The question: Are lenders of defaulted or foreclosed homes willing to short sale?

The short answer is…Nope…not really.

To my surprise, after reading a number of agent and buyer emails, lenders are showing limited interest in accepting “short sale” offers.

Lenders Hate Short Sales

To explain quickly, a short sale, is asking a foreclosing lender to accept an offer to “payoff” his mortgage with a sale at a price that is “short” of the actual balance to help the owner out of his foreclosure.

One would think with all the pressure on the lenders to “work with” people, they would readily accept especially in cases where the value of the home is demonstrated to be less than the lender’s mortgage balance.

Not true.

Taking a short sale assures the lender a loss without the aid of mortgage insurance to make them whole again. Remember the vast majority of first mortgages have a mortgage insurance policy that pays off the lender in the event of a default should they not get all of their money after re-marketing the home.

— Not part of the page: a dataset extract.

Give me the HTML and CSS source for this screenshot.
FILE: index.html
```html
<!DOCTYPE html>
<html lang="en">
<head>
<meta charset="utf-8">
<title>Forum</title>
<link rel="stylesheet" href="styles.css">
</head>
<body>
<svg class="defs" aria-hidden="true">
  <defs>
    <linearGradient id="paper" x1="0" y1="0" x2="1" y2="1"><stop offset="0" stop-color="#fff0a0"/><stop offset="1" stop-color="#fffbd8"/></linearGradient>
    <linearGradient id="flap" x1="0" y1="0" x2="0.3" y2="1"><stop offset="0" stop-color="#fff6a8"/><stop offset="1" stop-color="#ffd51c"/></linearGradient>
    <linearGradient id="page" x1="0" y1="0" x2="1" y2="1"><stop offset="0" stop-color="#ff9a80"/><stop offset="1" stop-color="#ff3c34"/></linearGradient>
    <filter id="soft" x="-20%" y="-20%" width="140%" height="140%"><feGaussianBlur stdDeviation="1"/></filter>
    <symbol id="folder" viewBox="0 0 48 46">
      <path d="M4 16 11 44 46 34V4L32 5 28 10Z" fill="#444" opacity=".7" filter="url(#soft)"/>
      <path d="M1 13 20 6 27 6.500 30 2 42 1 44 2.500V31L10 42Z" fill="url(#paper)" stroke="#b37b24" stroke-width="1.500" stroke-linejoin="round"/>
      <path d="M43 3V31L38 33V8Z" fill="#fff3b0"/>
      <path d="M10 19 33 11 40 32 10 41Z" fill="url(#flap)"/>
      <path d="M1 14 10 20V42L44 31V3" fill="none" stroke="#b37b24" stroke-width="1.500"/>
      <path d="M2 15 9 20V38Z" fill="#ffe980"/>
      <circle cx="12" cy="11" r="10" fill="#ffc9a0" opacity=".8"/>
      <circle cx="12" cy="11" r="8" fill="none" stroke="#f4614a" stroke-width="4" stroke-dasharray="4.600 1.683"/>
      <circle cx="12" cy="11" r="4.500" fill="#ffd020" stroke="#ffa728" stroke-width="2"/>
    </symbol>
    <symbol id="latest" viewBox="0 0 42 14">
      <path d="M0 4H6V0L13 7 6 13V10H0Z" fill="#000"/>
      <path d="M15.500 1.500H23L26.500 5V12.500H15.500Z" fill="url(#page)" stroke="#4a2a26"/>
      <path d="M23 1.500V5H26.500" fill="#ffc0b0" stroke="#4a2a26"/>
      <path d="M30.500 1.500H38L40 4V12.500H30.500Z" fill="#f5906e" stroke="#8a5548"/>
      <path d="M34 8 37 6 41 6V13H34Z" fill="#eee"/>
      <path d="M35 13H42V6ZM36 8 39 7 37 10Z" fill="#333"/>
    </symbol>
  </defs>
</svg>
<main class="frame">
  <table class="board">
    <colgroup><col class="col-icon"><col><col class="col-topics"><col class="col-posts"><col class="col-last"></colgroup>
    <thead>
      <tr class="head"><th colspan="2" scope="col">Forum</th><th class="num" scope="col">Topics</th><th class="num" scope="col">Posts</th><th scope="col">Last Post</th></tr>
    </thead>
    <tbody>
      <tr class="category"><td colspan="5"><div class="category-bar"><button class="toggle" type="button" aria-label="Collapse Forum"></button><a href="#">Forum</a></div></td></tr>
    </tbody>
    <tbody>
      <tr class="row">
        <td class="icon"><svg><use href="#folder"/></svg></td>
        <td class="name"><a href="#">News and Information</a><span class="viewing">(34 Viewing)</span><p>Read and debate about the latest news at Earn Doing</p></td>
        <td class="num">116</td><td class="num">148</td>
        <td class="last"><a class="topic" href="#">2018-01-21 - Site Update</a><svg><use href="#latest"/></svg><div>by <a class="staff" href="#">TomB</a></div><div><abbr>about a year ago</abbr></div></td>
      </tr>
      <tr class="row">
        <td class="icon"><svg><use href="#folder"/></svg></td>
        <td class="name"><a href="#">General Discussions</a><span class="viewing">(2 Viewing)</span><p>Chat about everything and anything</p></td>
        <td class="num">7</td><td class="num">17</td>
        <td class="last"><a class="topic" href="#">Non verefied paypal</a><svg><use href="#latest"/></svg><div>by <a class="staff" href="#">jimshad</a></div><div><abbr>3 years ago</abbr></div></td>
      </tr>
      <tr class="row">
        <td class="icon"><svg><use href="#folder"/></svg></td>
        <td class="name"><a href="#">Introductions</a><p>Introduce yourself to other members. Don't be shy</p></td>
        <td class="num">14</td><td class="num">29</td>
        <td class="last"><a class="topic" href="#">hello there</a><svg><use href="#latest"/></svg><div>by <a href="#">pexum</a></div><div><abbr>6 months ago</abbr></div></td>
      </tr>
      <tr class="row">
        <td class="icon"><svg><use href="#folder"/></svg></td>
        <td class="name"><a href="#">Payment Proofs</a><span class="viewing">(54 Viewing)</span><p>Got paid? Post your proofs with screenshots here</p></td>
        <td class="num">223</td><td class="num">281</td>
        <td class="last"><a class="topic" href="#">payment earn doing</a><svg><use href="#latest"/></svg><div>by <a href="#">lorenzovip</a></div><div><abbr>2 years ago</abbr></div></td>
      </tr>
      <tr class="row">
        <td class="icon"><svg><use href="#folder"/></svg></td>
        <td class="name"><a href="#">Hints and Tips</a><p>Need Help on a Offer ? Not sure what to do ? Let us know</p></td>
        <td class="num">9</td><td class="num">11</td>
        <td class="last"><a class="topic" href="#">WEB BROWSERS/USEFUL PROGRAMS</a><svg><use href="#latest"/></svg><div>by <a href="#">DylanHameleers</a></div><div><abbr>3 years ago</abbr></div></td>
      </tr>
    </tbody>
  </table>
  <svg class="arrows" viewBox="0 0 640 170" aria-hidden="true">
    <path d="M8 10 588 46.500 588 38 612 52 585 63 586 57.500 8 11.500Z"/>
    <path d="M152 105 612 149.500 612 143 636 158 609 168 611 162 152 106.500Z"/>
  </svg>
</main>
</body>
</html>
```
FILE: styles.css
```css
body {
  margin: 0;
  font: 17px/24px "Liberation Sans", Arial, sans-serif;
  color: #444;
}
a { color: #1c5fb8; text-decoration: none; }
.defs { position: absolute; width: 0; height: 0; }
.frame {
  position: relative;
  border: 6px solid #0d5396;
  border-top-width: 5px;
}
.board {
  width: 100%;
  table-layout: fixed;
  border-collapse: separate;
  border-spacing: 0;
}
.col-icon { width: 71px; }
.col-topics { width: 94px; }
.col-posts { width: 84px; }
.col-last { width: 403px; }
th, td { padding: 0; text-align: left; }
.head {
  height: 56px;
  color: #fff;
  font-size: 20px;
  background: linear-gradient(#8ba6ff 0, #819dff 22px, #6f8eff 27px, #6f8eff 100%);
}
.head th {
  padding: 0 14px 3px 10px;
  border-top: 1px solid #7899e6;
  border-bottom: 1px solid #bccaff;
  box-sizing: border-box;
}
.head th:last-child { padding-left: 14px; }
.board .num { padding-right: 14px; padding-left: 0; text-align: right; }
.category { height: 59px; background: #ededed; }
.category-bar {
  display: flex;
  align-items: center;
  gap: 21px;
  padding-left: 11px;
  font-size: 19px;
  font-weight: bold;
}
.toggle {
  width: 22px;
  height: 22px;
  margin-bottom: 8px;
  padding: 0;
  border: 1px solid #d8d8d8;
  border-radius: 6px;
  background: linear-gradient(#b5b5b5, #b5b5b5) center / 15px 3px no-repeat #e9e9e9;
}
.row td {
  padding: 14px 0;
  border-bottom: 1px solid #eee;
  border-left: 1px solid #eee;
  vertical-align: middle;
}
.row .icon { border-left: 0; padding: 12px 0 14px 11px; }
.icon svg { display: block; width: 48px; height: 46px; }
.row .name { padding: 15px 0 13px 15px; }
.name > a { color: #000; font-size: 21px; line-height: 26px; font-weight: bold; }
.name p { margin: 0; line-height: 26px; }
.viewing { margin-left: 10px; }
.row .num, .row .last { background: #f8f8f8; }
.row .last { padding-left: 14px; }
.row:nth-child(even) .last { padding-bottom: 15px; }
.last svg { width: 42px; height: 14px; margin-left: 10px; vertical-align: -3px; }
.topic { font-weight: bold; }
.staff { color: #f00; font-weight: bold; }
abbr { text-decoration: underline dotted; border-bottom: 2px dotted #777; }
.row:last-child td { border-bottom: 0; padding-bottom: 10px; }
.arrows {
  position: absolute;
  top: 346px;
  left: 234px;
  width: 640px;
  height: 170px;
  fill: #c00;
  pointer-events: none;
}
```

Now with a bunch of government funded programs coming down the pike, my guess is lenders will be even less likely to negotiate a short sale.

Mortgage holders historically are the least likely to work with folks in foreclosure. But now during a crisis, you’d expect them to shed their old ways and lend a hand(forgive the pun).

No, it’s simply not happening. The loss mitigation departments are currently so over-worked and reviewing a short sale application takes an enormous amount of time and effort.

To add insult to injury, lenders are finding a growing number of short sale requests are including a disengenous BPO (Broker Price Opinion) attempting to establish a lower than market value for the home.

Many lenders are just ignoring short sale offers preferring to simply pursue foreclosure or work with the borrower on a loan modification. With a loan modification, lenders feel eventually they will get all of their money.

Lenders know time is on their side if they can just hold out until the market turns. With a loan modification or what is really a “trial mod” in most cases, the lender is using time to their advantage and still reserves the right to foreclose which will allow them to collect from the mortgage insurance company should they incur a loss.